**Given information**
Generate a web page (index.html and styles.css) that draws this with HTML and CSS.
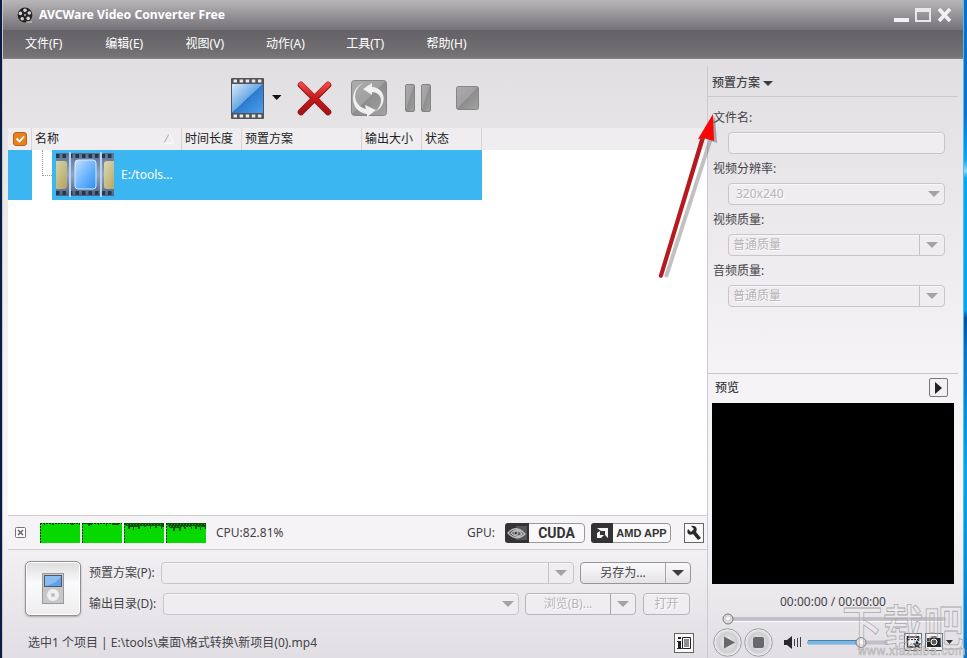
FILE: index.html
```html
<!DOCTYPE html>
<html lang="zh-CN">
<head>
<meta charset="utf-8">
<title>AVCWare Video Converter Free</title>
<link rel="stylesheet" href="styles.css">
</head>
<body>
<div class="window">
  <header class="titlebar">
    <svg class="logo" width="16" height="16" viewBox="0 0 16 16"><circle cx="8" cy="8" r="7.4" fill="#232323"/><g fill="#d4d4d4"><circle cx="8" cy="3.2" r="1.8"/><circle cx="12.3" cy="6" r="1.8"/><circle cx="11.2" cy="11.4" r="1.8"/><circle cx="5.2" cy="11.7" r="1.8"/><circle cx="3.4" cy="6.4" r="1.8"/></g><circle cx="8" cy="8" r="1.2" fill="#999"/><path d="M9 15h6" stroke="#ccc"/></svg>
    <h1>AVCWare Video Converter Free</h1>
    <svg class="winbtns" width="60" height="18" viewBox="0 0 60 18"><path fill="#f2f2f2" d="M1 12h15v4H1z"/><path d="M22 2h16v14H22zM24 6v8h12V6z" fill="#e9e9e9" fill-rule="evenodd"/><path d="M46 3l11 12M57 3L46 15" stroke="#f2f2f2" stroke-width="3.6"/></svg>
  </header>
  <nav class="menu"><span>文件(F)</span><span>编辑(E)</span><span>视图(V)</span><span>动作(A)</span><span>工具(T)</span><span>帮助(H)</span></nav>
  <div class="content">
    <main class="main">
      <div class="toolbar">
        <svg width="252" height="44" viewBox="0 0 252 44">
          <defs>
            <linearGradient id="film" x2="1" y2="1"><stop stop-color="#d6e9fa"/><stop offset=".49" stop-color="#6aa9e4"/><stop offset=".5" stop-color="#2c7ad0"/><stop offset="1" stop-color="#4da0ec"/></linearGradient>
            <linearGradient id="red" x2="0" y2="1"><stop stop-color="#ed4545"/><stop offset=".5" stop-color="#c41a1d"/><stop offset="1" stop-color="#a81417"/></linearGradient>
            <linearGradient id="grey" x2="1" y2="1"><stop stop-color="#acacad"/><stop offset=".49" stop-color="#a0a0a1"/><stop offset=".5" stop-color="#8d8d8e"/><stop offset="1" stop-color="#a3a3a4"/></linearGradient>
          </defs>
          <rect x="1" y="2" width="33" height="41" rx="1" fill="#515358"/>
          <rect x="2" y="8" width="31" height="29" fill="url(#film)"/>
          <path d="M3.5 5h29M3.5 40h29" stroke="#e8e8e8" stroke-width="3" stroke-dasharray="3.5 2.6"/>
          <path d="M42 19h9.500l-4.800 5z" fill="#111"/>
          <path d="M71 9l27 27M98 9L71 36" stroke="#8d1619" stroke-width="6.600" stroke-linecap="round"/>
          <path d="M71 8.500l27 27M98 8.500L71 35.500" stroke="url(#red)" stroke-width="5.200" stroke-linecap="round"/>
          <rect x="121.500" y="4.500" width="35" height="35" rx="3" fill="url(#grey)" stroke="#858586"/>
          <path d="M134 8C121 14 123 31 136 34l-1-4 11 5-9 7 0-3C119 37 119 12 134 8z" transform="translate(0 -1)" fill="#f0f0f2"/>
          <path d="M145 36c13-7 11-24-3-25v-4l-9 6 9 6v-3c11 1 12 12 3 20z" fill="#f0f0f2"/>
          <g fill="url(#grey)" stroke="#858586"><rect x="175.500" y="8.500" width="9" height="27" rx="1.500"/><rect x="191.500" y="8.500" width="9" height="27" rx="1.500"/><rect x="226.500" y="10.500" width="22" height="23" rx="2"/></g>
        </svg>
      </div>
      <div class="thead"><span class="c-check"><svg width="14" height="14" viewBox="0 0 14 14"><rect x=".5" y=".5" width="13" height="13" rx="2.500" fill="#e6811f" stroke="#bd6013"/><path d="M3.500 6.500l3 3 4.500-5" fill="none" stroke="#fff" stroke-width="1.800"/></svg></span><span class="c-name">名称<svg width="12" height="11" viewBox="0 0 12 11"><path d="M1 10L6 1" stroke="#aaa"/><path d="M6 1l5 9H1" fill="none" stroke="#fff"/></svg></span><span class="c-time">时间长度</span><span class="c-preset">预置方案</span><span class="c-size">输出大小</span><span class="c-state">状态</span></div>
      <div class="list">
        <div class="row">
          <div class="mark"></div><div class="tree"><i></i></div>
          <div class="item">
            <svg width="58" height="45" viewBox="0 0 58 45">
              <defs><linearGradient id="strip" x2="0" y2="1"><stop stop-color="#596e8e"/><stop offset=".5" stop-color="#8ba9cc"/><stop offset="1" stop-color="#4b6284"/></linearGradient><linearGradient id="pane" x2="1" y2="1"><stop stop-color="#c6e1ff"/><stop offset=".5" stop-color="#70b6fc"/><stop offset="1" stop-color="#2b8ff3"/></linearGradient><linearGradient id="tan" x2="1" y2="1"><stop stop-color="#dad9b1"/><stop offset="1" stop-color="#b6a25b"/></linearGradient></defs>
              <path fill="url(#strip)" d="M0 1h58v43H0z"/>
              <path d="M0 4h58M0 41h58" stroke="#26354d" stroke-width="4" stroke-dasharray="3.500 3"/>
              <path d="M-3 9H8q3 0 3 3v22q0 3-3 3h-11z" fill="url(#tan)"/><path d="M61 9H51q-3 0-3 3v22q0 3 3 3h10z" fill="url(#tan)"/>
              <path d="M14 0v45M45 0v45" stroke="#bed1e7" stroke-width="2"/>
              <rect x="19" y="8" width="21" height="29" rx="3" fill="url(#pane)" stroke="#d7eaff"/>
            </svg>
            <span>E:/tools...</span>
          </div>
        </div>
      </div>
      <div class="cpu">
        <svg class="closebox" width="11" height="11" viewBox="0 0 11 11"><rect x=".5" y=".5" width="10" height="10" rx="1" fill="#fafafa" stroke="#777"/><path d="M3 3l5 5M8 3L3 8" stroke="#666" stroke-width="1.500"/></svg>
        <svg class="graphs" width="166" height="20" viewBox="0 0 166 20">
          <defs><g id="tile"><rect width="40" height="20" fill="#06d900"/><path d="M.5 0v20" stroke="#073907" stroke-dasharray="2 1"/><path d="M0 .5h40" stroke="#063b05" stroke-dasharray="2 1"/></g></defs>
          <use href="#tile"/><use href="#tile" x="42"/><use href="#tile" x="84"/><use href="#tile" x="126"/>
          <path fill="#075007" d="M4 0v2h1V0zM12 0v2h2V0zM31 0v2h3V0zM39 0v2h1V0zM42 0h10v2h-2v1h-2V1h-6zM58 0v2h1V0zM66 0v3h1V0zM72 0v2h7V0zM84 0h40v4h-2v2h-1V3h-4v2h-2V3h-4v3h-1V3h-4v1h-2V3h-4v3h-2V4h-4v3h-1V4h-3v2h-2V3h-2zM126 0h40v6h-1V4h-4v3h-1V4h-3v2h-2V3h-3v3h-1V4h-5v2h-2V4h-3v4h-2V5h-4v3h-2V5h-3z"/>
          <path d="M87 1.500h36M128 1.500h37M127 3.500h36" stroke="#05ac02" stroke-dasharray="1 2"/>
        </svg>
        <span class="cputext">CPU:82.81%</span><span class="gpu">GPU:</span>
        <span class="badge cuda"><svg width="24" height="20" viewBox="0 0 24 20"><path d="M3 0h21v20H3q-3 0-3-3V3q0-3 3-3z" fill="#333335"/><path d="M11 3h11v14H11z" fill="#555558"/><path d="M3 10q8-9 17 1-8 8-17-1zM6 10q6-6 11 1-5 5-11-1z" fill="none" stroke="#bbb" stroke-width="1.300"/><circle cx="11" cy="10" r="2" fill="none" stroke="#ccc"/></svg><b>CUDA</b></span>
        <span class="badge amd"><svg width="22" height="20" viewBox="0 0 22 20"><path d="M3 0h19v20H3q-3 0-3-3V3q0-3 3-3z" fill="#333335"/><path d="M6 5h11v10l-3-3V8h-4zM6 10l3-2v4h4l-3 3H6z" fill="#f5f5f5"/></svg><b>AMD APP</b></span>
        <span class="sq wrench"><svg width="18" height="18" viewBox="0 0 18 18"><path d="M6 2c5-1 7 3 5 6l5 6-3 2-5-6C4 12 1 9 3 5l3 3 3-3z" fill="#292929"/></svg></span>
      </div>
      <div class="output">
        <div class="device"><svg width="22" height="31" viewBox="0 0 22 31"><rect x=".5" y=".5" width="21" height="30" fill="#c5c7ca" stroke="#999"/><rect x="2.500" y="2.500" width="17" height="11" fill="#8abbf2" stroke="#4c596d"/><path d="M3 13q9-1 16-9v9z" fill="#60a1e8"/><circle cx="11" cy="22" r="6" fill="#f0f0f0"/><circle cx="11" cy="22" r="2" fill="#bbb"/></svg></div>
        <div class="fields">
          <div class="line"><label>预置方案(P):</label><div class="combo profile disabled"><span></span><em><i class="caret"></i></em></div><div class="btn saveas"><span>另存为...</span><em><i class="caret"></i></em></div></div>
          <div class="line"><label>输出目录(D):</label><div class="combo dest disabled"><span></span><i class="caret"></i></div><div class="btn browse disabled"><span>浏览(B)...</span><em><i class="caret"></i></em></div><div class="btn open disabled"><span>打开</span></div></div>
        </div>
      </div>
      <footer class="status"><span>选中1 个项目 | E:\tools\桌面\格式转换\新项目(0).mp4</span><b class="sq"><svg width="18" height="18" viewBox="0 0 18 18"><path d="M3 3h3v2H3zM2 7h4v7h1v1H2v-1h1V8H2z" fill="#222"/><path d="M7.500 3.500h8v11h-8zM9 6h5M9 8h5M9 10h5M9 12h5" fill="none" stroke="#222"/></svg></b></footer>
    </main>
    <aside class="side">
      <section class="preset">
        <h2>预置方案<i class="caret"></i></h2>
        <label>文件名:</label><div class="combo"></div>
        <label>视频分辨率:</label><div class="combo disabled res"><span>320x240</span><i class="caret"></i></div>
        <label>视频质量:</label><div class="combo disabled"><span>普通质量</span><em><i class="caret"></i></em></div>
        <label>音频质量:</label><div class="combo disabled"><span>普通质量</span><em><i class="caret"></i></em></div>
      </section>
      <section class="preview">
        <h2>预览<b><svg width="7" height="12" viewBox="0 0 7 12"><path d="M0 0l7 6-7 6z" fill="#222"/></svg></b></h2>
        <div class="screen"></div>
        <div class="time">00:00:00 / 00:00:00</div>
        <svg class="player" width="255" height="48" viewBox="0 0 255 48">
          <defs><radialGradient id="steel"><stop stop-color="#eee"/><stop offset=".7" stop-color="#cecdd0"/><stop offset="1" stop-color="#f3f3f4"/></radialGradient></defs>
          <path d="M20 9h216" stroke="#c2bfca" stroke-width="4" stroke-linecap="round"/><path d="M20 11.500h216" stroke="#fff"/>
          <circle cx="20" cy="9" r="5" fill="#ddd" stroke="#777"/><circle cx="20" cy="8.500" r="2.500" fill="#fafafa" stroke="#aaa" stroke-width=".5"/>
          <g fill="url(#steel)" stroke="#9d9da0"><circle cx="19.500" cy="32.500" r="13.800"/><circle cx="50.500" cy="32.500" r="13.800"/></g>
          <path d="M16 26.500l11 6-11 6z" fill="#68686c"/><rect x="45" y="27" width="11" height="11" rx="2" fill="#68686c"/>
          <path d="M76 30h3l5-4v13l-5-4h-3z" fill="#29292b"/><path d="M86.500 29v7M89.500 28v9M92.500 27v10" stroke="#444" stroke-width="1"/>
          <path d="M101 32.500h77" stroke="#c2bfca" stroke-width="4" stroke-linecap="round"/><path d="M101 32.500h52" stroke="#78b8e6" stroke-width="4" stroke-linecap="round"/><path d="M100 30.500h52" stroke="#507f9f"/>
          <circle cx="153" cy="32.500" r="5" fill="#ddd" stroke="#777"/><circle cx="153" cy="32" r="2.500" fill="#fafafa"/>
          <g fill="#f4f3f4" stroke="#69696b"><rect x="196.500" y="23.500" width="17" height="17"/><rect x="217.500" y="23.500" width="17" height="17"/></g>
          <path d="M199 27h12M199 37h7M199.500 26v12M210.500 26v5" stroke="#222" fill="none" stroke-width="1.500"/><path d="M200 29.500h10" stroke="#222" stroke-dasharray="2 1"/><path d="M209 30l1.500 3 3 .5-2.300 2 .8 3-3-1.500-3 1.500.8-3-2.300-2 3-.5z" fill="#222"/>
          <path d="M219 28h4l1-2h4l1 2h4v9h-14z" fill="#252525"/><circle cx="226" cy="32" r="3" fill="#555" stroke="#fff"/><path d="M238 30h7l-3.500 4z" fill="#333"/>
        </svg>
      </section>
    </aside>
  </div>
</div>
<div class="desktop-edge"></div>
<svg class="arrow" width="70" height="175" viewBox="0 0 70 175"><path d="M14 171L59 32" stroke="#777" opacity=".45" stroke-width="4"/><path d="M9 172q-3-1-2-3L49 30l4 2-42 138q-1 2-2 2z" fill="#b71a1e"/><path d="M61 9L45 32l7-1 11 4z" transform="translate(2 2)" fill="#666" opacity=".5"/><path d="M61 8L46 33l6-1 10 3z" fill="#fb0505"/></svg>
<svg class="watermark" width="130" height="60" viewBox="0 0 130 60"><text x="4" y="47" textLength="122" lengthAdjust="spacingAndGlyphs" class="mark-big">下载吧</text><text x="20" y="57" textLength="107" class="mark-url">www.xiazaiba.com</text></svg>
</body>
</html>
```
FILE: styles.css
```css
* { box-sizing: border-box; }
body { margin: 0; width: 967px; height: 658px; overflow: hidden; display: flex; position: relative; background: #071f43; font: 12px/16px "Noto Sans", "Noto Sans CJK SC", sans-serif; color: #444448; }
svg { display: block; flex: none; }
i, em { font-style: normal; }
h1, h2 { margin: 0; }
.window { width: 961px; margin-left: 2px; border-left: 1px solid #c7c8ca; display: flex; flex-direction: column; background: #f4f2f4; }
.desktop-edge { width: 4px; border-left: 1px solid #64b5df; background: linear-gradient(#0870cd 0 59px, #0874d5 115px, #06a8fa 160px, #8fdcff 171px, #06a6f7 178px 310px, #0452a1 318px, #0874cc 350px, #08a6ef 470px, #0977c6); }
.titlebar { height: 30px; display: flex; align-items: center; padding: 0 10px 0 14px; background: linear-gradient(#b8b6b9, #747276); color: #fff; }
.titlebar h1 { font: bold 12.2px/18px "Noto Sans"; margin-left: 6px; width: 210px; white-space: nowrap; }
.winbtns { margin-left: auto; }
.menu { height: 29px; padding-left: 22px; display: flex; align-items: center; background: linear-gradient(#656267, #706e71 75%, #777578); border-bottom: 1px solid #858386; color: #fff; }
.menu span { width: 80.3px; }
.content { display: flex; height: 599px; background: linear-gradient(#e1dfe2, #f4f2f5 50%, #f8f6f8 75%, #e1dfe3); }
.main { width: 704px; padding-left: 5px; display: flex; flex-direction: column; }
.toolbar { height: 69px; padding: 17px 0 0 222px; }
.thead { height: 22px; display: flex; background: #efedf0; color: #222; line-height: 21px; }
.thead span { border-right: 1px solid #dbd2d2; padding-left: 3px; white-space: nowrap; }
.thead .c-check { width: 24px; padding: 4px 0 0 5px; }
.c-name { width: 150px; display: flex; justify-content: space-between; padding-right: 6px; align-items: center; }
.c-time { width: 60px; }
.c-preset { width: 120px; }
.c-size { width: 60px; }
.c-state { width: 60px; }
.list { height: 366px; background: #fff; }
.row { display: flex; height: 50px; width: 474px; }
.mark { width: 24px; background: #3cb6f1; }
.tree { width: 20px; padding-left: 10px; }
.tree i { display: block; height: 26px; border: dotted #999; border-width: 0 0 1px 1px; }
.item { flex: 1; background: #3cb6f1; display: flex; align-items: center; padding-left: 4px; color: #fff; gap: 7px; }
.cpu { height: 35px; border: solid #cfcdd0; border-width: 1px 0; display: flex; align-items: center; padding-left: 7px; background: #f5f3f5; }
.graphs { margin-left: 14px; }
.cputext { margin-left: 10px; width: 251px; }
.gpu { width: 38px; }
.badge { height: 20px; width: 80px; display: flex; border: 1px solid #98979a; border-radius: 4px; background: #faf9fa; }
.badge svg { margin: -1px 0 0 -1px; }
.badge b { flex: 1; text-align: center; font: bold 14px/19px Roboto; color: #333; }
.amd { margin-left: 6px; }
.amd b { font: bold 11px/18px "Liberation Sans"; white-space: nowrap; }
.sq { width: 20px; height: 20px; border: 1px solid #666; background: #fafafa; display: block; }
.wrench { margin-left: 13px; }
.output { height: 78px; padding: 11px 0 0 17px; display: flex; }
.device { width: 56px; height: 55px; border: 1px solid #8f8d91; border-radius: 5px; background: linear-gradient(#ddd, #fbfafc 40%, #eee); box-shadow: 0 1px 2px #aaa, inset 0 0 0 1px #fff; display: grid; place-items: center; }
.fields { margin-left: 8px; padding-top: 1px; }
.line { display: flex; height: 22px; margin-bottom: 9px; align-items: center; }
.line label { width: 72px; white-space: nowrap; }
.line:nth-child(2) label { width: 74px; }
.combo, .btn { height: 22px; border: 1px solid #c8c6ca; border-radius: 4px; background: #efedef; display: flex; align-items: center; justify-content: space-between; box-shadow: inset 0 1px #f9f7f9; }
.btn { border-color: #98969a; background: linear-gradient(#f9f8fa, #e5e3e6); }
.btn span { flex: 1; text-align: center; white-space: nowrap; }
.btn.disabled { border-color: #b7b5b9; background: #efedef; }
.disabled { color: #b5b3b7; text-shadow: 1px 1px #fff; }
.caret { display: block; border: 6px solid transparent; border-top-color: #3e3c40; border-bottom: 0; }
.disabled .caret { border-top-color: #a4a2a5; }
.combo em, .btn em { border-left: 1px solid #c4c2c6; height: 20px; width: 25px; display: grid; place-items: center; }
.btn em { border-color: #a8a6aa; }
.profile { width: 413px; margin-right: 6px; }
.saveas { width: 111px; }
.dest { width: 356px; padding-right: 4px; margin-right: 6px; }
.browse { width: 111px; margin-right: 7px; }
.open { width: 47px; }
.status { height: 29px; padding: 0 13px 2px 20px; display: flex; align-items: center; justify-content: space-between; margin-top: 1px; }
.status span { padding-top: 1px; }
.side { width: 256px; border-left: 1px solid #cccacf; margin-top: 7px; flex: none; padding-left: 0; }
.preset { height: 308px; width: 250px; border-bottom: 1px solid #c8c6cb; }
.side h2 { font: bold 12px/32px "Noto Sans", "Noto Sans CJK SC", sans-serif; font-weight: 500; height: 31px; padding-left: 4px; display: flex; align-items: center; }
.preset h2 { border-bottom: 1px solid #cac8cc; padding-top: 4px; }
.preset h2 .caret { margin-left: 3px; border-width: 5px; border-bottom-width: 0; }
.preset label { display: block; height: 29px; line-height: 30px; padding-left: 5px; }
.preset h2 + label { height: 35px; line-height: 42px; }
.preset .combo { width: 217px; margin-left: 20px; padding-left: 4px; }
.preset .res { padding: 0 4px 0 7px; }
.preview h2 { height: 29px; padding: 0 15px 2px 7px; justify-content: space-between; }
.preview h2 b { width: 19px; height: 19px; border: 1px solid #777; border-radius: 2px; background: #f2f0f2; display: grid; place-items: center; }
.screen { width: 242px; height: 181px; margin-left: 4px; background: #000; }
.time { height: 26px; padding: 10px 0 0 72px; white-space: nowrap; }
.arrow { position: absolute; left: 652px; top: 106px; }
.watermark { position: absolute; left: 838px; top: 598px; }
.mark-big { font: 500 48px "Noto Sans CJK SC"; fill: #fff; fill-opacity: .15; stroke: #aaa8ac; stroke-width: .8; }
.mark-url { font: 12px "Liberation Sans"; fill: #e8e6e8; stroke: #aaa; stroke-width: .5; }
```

**Work to be completed**
Of the lines in the data, how many hold the string "styles"? State the number, nothing else.

**Solution to the exercise**
3